Окна были завешены тяжелыми бархатными шторами изумрудного цвета, стены оклеены золотистыми обоями и украшены живописными полотнами в золоченых рамах, на столиках по обе стороны кровати стояли масляные светильники. Был еще камин – огромный, он занимал почти всю стену. А над ним, на полке, стояли в вазе цветы; их нежный, пьянящий аромат, обволакивал комнату.
– Ничего не помню, – прошептала она, стоя посредине комнаты и с отчаянием озираясь вокруг.

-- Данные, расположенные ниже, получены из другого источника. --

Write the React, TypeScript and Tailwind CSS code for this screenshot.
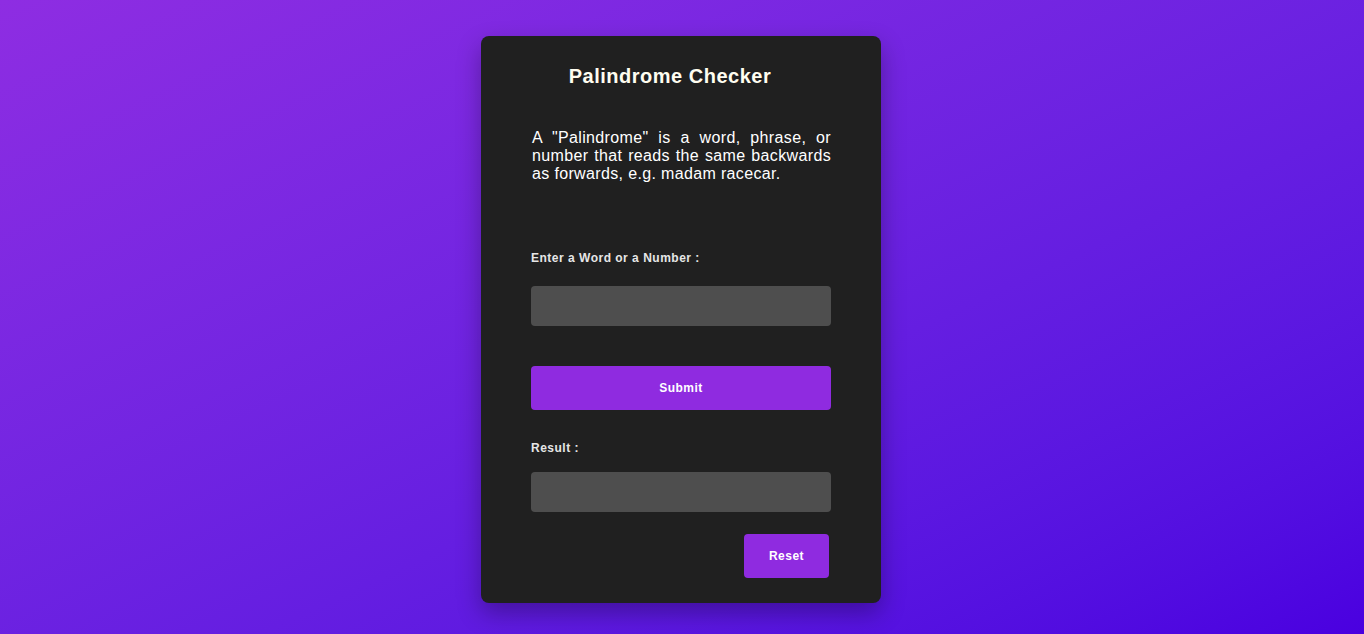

– Конечно, милая, ты и не можешь этого помнить. Это не наша мебель, она всегда стояла здесь. – Макс поставил лампу на каминную полку, вынул из букета цветок и протянул его ей. Это была белая роза. – Я добавил сюда только цветы, их поставили сегодня. Ты всегда любила цветы. Особенно белые розы.
– Да?
– Да. А твои вещи – вот они.
Он прошел к громадному шкафу, который был выше него и распахнул дверцу. Шкаф был заполнен одеждой.

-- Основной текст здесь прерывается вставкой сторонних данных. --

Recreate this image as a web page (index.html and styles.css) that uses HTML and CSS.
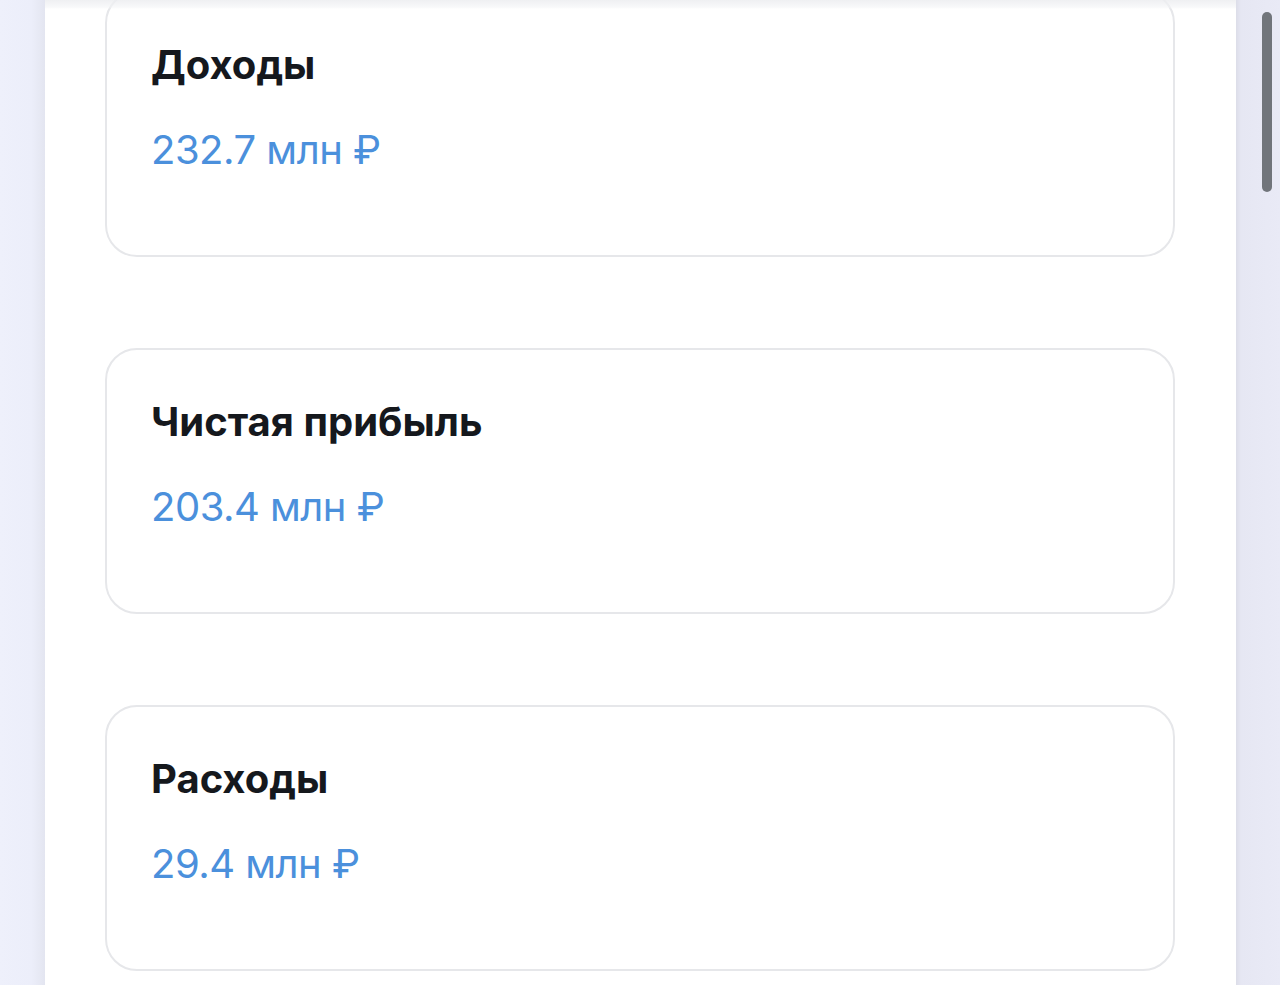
FILE: index.html
```html
<!DOCTYPE html>
<html lang="ru">
<head>
<meta charset="utf-8">
<title>Финансы</title>
<link rel="stylesheet" href="styles.css">
</head>
<body>
<div class="page">
  <div class="gutter-left"></div>
  <main class="panel">
    <div class="top-fade"></div>
    <div class="cards">
      <section class="card">
        <h2 class="card-title">Доходы</h2>
        <div class="card-value">232.7 млн ₽</div>
      </section>
      <section class="card">
        <h2 class="card-title">Чистая прибыль</h2>
        <div class="card-value">203.4 млн ₽</div>
      </section>
      <section class="card">
        <h2 class="card-title">Расходы</h2>
        <div class="card-value">29.4 млн ₽</div>
      </section>
    </div>
  </main>
  <div class="gutter-right">
    <div class="scroll-thumb"></div>
  </div>
</div>
</body>
</html>
```
FILE: styles.css
```css
html, body {
  margin: 0;
  padding: 0;
  height: 100%;
  overflow: hidden;
}
body {
  font-family: Inter, "Noto Sans", sans-serif;
  background: #eceefa;
}
.page {
  display: flex;
  height: 985px;
  overflow: hidden;
}
.gutter-left {
  width: 45px;
  flex: none;
  background: linear-gradient(to right, #eef0fb 0%, #eceefa 70%, #e3e5f0 100%);
}
.panel {
  position: relative;
  width: 1191px;
  flex: none;
  background: #ffffff;
  overflow: hidden;
}
.top-fade {
  position: absolute;
  left: 0;
  right: 0;
  top: 0;
  height: 9px;
  background: linear-gradient(to bottom, rgba(236,237,240,0.85), rgba(244,245,247,0.6) 80%, rgba(255,255,255,0));
  z-index: 2;
}
.cards {
  display: flex;
  flex-direction: column;
  gap: 91px;
  padding: 0 61px 0 60px;
  margin-top: -9px;
}
.card {
  box-sizing: border-box;
  height: 266px;
  border: 2px solid #e6e7ea;
  border-radius: 32px;
  padding: 48px 44px 0 44px;
}
.card-title {
  margin: 0;
  font-size: 40px;
  line-height: 48px;
  font-weight: 700;
  color: #15181d;
  letter-spacing: 0;
}
.card-value {
  margin-top: 37px;
  font-size: 40px;
  line-height: 48px;
  font-weight: 400;
  color: #4b90dc;
  letter-spacing: -0.5px;
}
.gutter-right {
  position: relative;
  width: 44px;
  flex: none;
  background: linear-gradient(to right, #dcdde8 0px, #e6e7f3 5px, #e9eaf6 100%);
}
.scroll-thumb {
  position: absolute;
  left: 26px;
  top: 12px;
  width: 10px;
  height: 180px;
  border-radius: 5px;
  background: #71757b;
}
```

Она выронила розу и, затаив дыхание, приблизилась к нему. Пощупала платье – одно, другое, третье. Ощупывала их все подряд – коричневые, золотистые, красные и голубые, из бархата, шелка и сатина, убранные воланами, украшенные кружевами и лентами; повертела в руках кружевной зонтик, цветистый веер, шляпы – широкополую с атласным бантом и другую, отделанную изящными длинными перьями.
Но она не помнила их.
Слезы навернулись ей на глаза. Она судорожно вдохнула.
– Это мои вещи? Правда, мои?
– Правда, – подтвердил он. – Все до единой. Ты похудела, пока была в этой проклятой лечебнице, так что платья, наверное, будут сидеть немного свободно. Хотя на ряды никогда особенно не пленяли тебя. Ты всегда говорила, что увлечение нарядами – удел пустышек.
– Я так говорила?
– Да, именно так. Но иногда ты все же разрешала мне купить что-нибудь красивое для тебя. – Он выдвинул левый верхний ящик и порылся в нем. – Вот. Это я подарил тебе на свадьбу.
Он протянул ей пару гребней, усыпанных драгоценными камнями. Те самые, которые украшали ее волосы на портрете. Она вертела их в руках и не видела их; слезы застилали ей глаза, и только блеск сапфиров и бриллиантов, искрящийся и бесконечно чужой, тревожил ее взор.